--- BEGIN Data for this exercise ---
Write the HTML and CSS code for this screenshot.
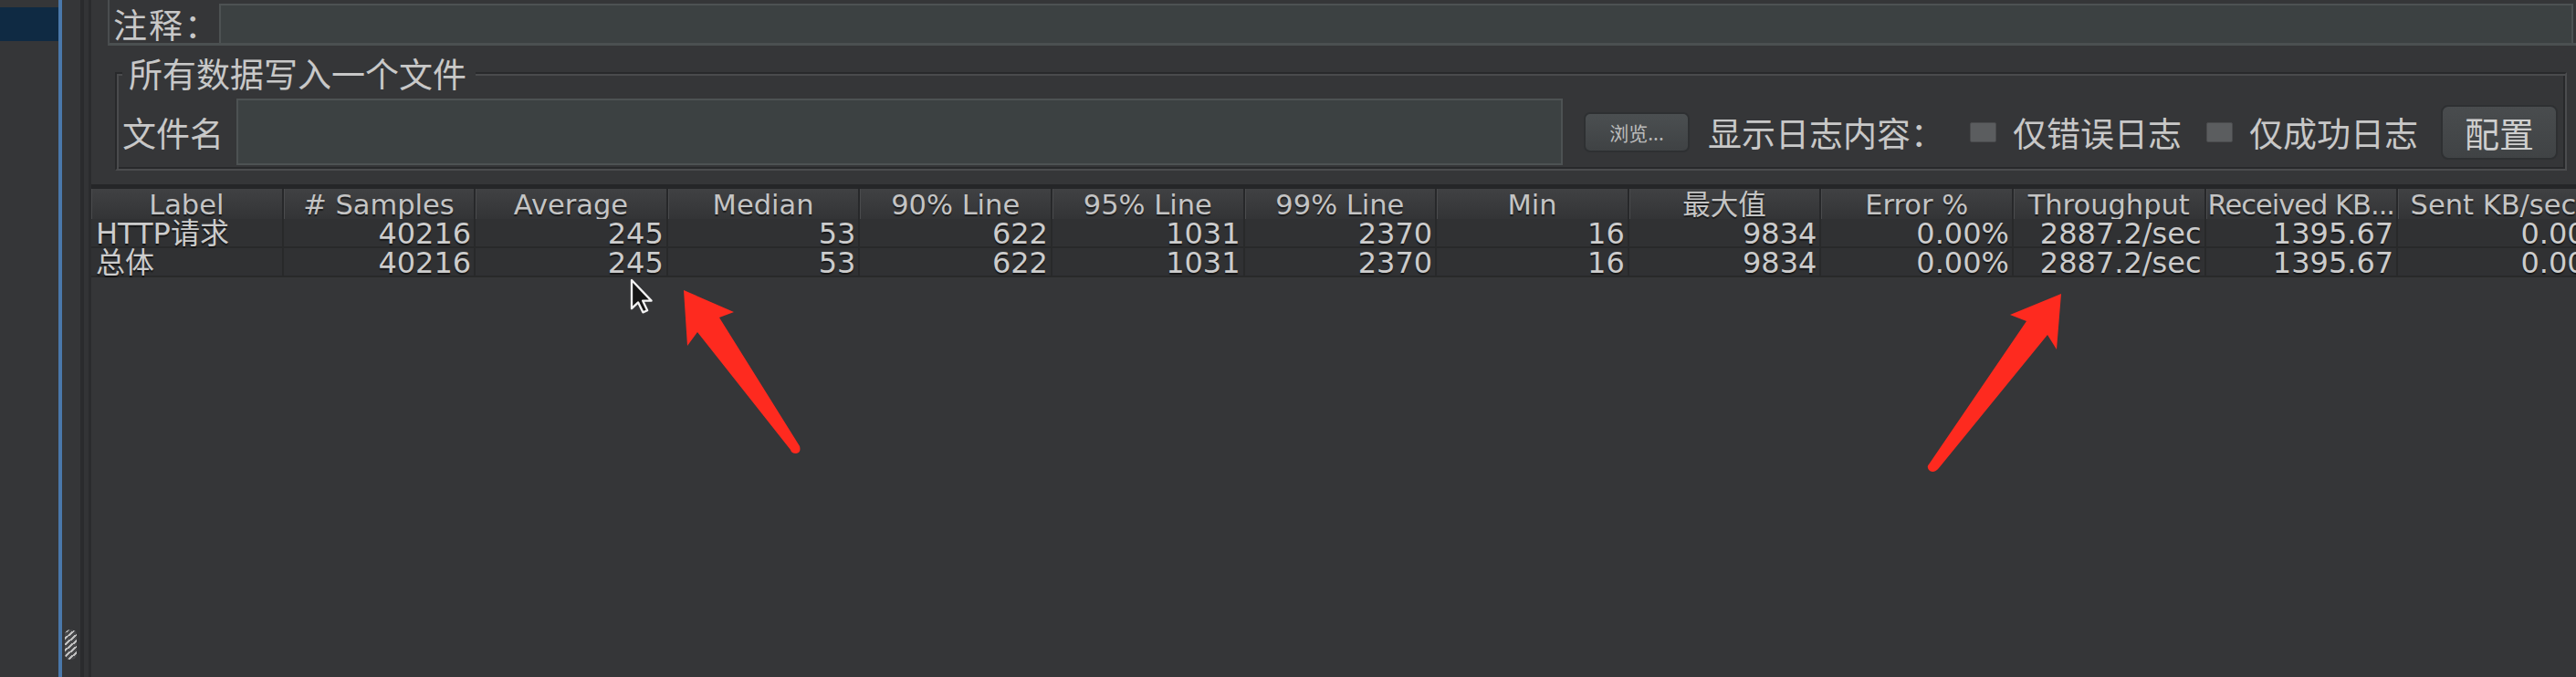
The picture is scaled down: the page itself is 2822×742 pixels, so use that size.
FILE: index.html
```html
<!DOCTYPE html>
<html lang="zh-CN">
<head>
<meta charset="utf-8">
<title>聚合报告</title>
<link rel="stylesheet" href="styles.css">
</head>
<body>
<div class="app">
  <aside class="tree">
    <div class="tree-sel"></div>
  </aside>
  <div class="divider"></div>
  <div class="split"><div class="grip"></div></div>
  <div class="edge"></div>
  <main class="content">
    <div class="comment-row">
      <span class="lbl comment-lbl">注释：</span>
      <div class="field comment-field"></div>
    </div>
    <fieldset class="group">
      <legend class="legend">所有数据写入一个文件</legend>
      <div class="file-row">
        <span class="lbl file-lbl">文件名</span>
        <div class="field file-field"></div>
        <button class="btn btn-browse">浏览...</button>
        <span class="lbl log-lbl">显示日志内容：</span>
        <span class="chk"></span>
        <span class="lbl chk-lbl">仅错误日志</span>
        <span class="chk chk2"></span>
        <span class="lbl chk-lbl">仅成功日志</span>
        <button class="btn btn-config">配置</button>
      </div>
    </fieldset>
    <div class="table">
      <div class="th">Label</div>
      <div class="th"># Samples</div>
      <div class="th">Average</div>
      <div class="th">Median</div>
      <div class="th">90% Line</div>
      <div class="th">95% Line</div>
      <div class="th">99% Line</div>
      <div class="th">Min</div>
      <div class="th">最大值</div>
      <div class="th">Error %</div>
      <div class="th">Throughput</div>
      <div class="th th-tight">Received KB...</div>
      <div class="th">Sent KB/sec</div>

      <div class="td td-label">HTTP请求</div>
      <div class="td">40216</div>
      <div class="td">245</div>
      <div class="td">53</div>
      <div class="td">622</div>
      <div class="td">1031</div>
      <div class="td">2370</div>
      <div class="td">16</div>
      <div class="td">9834</div>
      <div class="td">0.00%</div>
      <div class="td">2887.2/sec</div>
      <div class="td">1395.67</div>
      <div class="td">0.00</div>

      <div class="td td-label">总体</div>
      <div class="td">40216</div>
      <div class="td">245</div>
      <div class="td">53</div>
      <div class="td">622</div>
      <div class="td">1031</div>
      <div class="td">2370</div>
      <div class="td">16</div>
      <div class="td">9834</div>
      <div class="td">0.00%</div>
      <div class="td">2887.2/sec</div>
      <div class="td">1395.67</div>
      <div class="td">0.00</div>
    </div>
  </main>
</div>
<svg class="overlay" width="2822" height="742" viewBox="0 0 2822 742" xmlns="http://www.w3.org/2000/svg">
  <path d="M749 318 L804 342 L788 348 L876 489 Q878 496 872 497 Q867 497 866 493 L764 364 L753 379 Z" fill="#fe2a1f"/>
  <path d="M2258 322 L2253 383 L2243 367 L2124 513 Q2119 519 2114 516 Q2110 512 2113 509 L2220 352 L2202 345 Z" fill="#fe2a1f"/>
  <g transform="translate(692 307) scale(1.3)">
    <path d="M0 0 L0 24 L5.5 18.8 L9.5 27.2 L13.2 25.6 L9.3 17.4 L16.6 17.4 Z" fill="#151515" stroke="#f2f2f2" stroke-width="1.8" stroke-linejoin="round"/>
  </g>
</svg>
</body>
</html>
```
FILE: styles.css
```css
* { box-sizing: border-box; }
html, body { margin: 0; padding: 0; }
body {
  width: 2822px;
  height: 742px;
  overflow: hidden;
  position: relative;
  background: #353638;
  color: #c6c6c6;
  font-family: "Noto Sans CJK SC", "DejaVu Sans", sans-serif;
}
.app { display: flex; height: 742px; }

.tree { width: 64px; flex: none; background: #353638; padding-top: 8px; }
.tree-sel { height: 37px; background: #0f2a43; }
.divider { width: 4px; flex: none; background: #4a78aa; }
.split {
  width: 20px; flex: none;
  display: flex; flex-direction: column; justify-content: flex-end;
  padding: 0 0 19px 3px;
}
.grip {
  width: 13px; height: 33px; border-radius: 6px;
  background: repeating-linear-gradient(-40deg, #d8d8d8 0 2px, #4a4b4d 2px 5px);
  opacity: .85;
}
.edge {
  width: 12px; flex: none;
  background: #333436;
  border-left: 4px solid #2a2b2d;
  border-right: 3px solid #2b2c2e;
}

.content {
  flex: 1; min-width: 0;
  display: flex; flex-direction: column;
  overflow: hidden;
}

.lbl { font-size: 37px; line-height: 44px; color: #c8c8c8; white-space: nowrap; flex: none; }

.comment-row {
  display: flex; align-items: center;
  height: 50px;
  margin-left: 18px;
  padding-top: 4px;
  border-left: 2px solid #4a4d4f;
  border-bottom: 3px solid #4b5051;
}
.comment-lbl { width: 120px; padding-left: 4px; letter-spacing: 2px; }
.field {
  background: #3c4142;
  border: 2px solid #4d5253;
}
.comment-field {
  flex: 1; height: 43px;
  margin-right: 3px;
  border-bottom: 0;
}

.group {
  margin: 8px 10px 0 26px;
  padding: 0 0 4px 6px;
  min-width: 0;
  border: 2px solid;
  border-color: #28292b #4b4c4e #4b4c4e #28292b;
  box-shadow: inset 2px 2px 0 #4a4b4d, inset -2px -2px 0 #28292b;
}
.legend {
  padding: 0 10px 0 7px;
  font-size: 37px; line-height: 44px;
  color: #c8c8c8;
  background: #353638;
  position: relative;
}
.file-row {
  display: flex; align-items: center;
  margin-top: 6px;
  height: 73px;
}
.file-lbl { width: 125px; }
.file-field { width: 1453px; height: 73px; flex: none; }

.btn {
  flex: none;
  font-family: "Noto Sans CJK SC", sans-serif;
  background: linear-gradient(#4b4f51, #3f4244);
  border: 2px solid #2e3032;
  padding: 0;
  cursor: default;
}
.btn-browse {
  margin-left: 23px;
  width: 116px; height: 44px;
  border-radius: 7px;
  font-size: 21px; color: #bcbcbc;
}
.log-lbl { margin-left: 20px; width: 267px; }
.chk {
  flex: none;
  width: 29px; height: 22px;
  margin-left: 20px;
  background: #5b5d5f;
  border: 1px solid #4a4b4d;
  border-radius: 2px;
}
.chk2 { margin-left: 22px; }
.chk-lbl { margin-left: 18px; width: 190px; }
.btn-config {
  margin-left: 20px;
  width: 128px; height: 60px;
  border-radius: 8px;
  font-size: 38px; color: #cfcfcf;
  background: linear-gradient(#494c4e, #404345);
}

.table {
  margin-top: 15px;
  display: grid;
  grid-template-columns: repeat(13, 210.6px);
  width: max-content;
  border-top: 5px solid #252628;
  font-family: "DejaVu Sans", "Noto Sans CJK SC", sans-serif;
}
.th {
  height: 33px;
  padding-top: 3px;
  line-height: 30px;
  font-size: 30.5px;
  text-align: center;
  white-space: nowrap;
  color: #c4c4c4;
  text-shadow: 0 2px 1px #1b1c1d;
  background: linear-gradient(#404143, #333436);
  border-right: 2px solid #27282a;
  box-shadow: inset 1px 0 0 #4a4b4d;
}
.th-tight { letter-spacing: -1px; }
.td {
  height: 32px;
  padding-top: 3px;
  line-height: 27px;
  font-size: 32px;
  text-align: right;
  padding-right: 3px;
  white-space: nowrap;
  color: #cccccc;
  text-shadow: 0 2px 1px rgba(0,0,0,.55);
  background: #303133;
  border-right: 2px solid #28292a;
  border-bottom: 2px solid #28292a;
}
.td-label { text-align: left; padding-left: 5px; padding-right: 0; }

.overlay { position: absolute; left: 0; top: 0; pointer-events: none; }
```
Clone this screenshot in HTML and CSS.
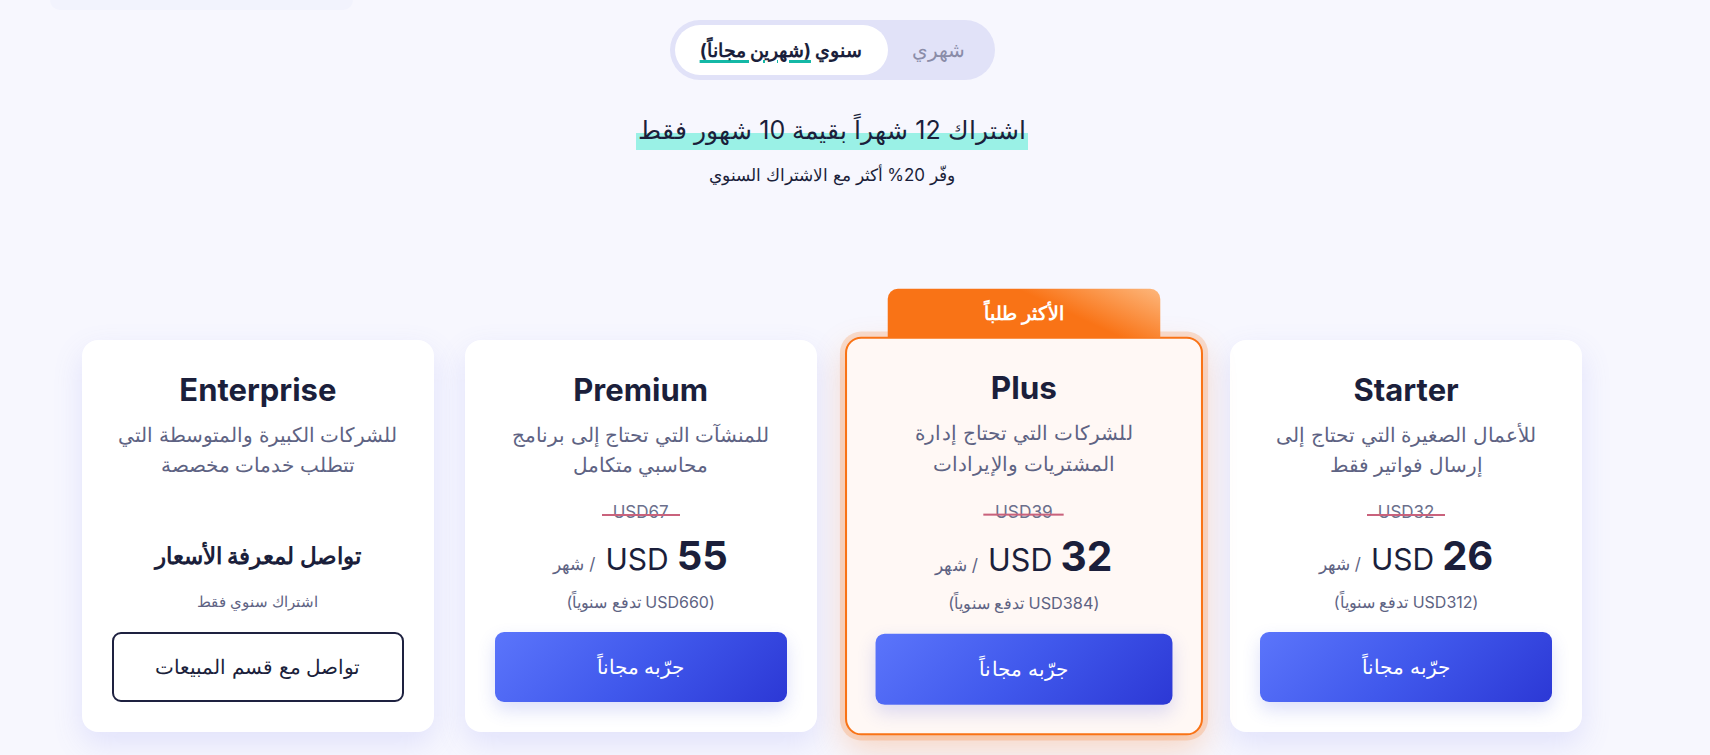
FILE: index.html
```html
<!DOCTYPE html>
<html lang="ar" dir="rtl">
<head>
<meta charset="utf-8">
<title>الأسعار</title>
<link rel="stylesheet" href="styles.css">
</head>
<body>
<div class="ghost"></div>
<main class="page">
  <div class="toggle">
    <button class="opt">شهري</button>
    <button class="opt active">سنوي <span class="free">(شهرين مجاناً)</span></button>
  </div>
  <h2 class="heading"><span class="hl">اشتراك 12 شهراً بقيمة 10 شهور فقط</span></h2>
  <p class="sub">وفّر 20% أكثر مع الاشتراك السنوي</p>

  <section class="cards">
    <article class="card">
      <h3 class="title">Starter</h3>
      <p class="desc">للأعمال الصغيرة التي تحتاج إلى<br>إرسال فواتير فقط</p>
      <div class="old"><span class="strike">USD32</span></div>
      <div class="price"><span class="amt">26</span><span class="cur">USD</span><span class="per">/ شهر</span></div>
      <div class="annual">(USD312 تدفع سنوياً)</div>
      <a class="btn primary">جرّبه مجاناً</a>
    </article>

    <article class="card featured">
      <div class="badge">الأكثر طلباً</div>
      <h3 class="title">Plus</h3>
      <p class="desc">للشركات التي تحتاج إدارة<br>المشتريات والإيرادات</p>
      <div class="old"><span class="strike">USD39</span></div>
      <div class="price"><span class="amt">32</span><span class="cur">USD</span><span class="per">/ شهر</span></div>
      <div class="annual">(USD384 تدفع سنوياً)</div>
      <a class="btn primary">جرّبه مجاناً</a>
    </article>

    <article class="card">
      <h3 class="title">Premium</h3>
      <p class="desc">للمنشآت التي تحتاج إلى برنامج<br>محاسبي متكامل</p>
      <div class="old"><span class="strike">USD67</span></div>
      <div class="price"><span class="amt">55</span><span class="cur">USD</span><span class="per">/ شهر</span></div>
      <div class="annual">(USD660 تدفع سنوياً)</div>
      <a class="btn primary">جرّبه مجاناً</a>
    </article>

    <article class="card">
      <h3 class="title">Enterprise</h3>
      <p class="desc">للشركات الكبيرة والمتوسطة التي<br>تتطلب خدمات مخصصة</p>
      <div class="old"></div>
      <div class="contact">تواصل لمعرفة الأسعار</div>
      <div class="annual small">اشتراك سنوي فقط</div>
      <a class="btn outline">تواصل مع قسم المبيعات</a>
    </article>
  </section>
</main>
</body>
</html>
```

FILE: styles.css
```css
* { box-sizing: border-box; }

html, body {
  margin: 0;
  padding: 0;
}

body {
  background: #f7f7fe;
  font-family: Inter, sans-serif;
  color: #1b1f3b;
  position: relative;
  overflow: hidden;
  height: 755px;
}

.ghost {
  position: absolute;
  top: 0;
  left: 50px;
  width: 303px;
  height: 10px;
  background: #f2f3fd;
  border-radius: 0 0 12px 12px;
}

.page {
  width: 1500px;
  margin: 0 128px 0 auto;
  padding-top: 20px;
  display: flex;
  flex-direction: column;
  align-items: center;
}

.toggle {
  display: flex;
  width: 325px;
  height: 60px;
  padding: 5px;
  background: #e1e2f8;
  border-radius: 30px;
}

.opt {
  border: 0;
  background: transparent;
  font-family: inherit;
  font-size: 19.5px;
  color: #8a8ca8;
  border-radius: 25px;
  display: block;
  text-align: center;
  line-height: 50px;
  flex: 1;
  padding: 0;
}

.opt.active {
  flex: 0 0 213px;
  background: #ffffff;
  color: #1b1f3b;
  font-weight: 700;
  font-size: 18.5px;
}

.free {
  text-decoration: underline;
  text-decoration-color: #14b8a6;
  text-decoration-thickness: 3px;
  text-underline-offset: 3px;
}

.heading {
  margin: 30px 0 0;
  font-size: 25px;
  font-weight: 400;
  line-height: 40px;
}

.hl {
  background: linear-gradient(to bottom, transparent 18px, #9af1e6 18px, #9af1e6 100%);
  padding: 0 2px 5px;
}

.sub {
  margin: 12px 0 0;
  font-size: 17px;
  line-height: 26px;
}

.cards {
  width: 100%;
  margin-top: 152px;
  display: grid;
  grid-template-columns: repeat(4, 1fr);
  gap: 31px;
}

.card {
  position: relative;
  background: #ffffff;
  border-radius: 16px;
  padding: 30px 30px 30px;
  display: flex;
  flex-direction: column;
  align-items: center;
  text-align: center;
  box-shadow: 0 12px 30px rgba(110, 120, 235, 0.16);
}

.card.featured {
  background: #fff8f5;
  border: 2px solid #f97316;
  padding: 28px 28px 28px;
  transform: scale(1.017);
  box-shadow: 0 0 0 5px rgba(249, 115, 22, 0.2), 0 14px 32px rgba(249, 115, 22, 0.25);
}

.badge {
  position: absolute;
  top: -49px;
  left: 50%;
  width: 268px;
  height: 48px;
  margin-left: -134px;
  border-radius: 10px 10px 0 0;
  background: linear-gradient(205deg, #fdb77c 0%, #f97316 38%, #f97316 100%);
  color: #ffffff;
  font-weight: 700;
  font-size: 19px;
  display: flex;
  align-items: center;
  justify-content: center;
}

.title {
  margin: 0;
  font-size: 31px;
  line-height: 40px;
  font-weight: 700;
  color: #1b1f3b;
}

.desc {
  margin: 10px 0 0;
  font-size: 20px;
  line-height: 30px;
  color: #5e6383;
}

.old {
  margin-top: 20px;
  height: 24px;
  font-size: 17px;
  line-height: 24px;
  color: #6b6f8c;
}

.strike {
  position: relative;
  padding: 0 11px;
}

.strike::after {
  content: "";
  position: absolute;
  left: 0;
  right: 0;
  top: 12px;
  height: 2px;
  background: #c9627c;
}

.price {
  margin-top: 8px;
  height: 48px;
  display: flex;
  align-items: baseline;
  justify-content: center;
  gap: 8px;
  line-height: 48px;
}

.amt {
  font-size: 40px;
  font-weight: 700;
  color: #1b1f3b;
}

.cur {
  font-size: 30px;
  font-weight: 400;
  color: #1b1f3b;
}

.per {
  font-size: 17px;
  color: #5e6383;
  margin-inline-start: 2px;
}

.contact {
  margin-top: 8px;
  height: 48px;
  line-height: 48px;
  font-size: 23px;
  font-weight: 700;
  color: #1b1f3b;
}

.annual {
  margin-top: 10px;
  font-size: 16px;
  line-height: 24px;
  color: #5e6383;
}

.annual.small {
  font-size: 14.5px;
}

.btn {
  margin-top: 18px;
  width: 100%;
  height: 70px;
  border-radius: 9px;
  display: flex;
  align-items: center;
  justify-content: center;
  font-size: 20px;
  text-decoration: none;
}

.btn.primary {
  color: #ffffff;
  background: linear-gradient(135deg, #5b75fb 0%, #4058ec 50%, #2c38d5 100%);
  box-shadow: 0 8px 18px rgba(60, 80, 220, 0.18);
}

.btn.outline {
  color: #1b1f3b;
  background: #ffffff;
  border: 2px solid #1e2140;
}
```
--- END Data for this exercise ---
Stated exercise: Gather each line of the listing that holds the string "screenshot".

The response:
Write the HTML and CSS code for this screenshot.
Clone this screenshot in HTML and CSS.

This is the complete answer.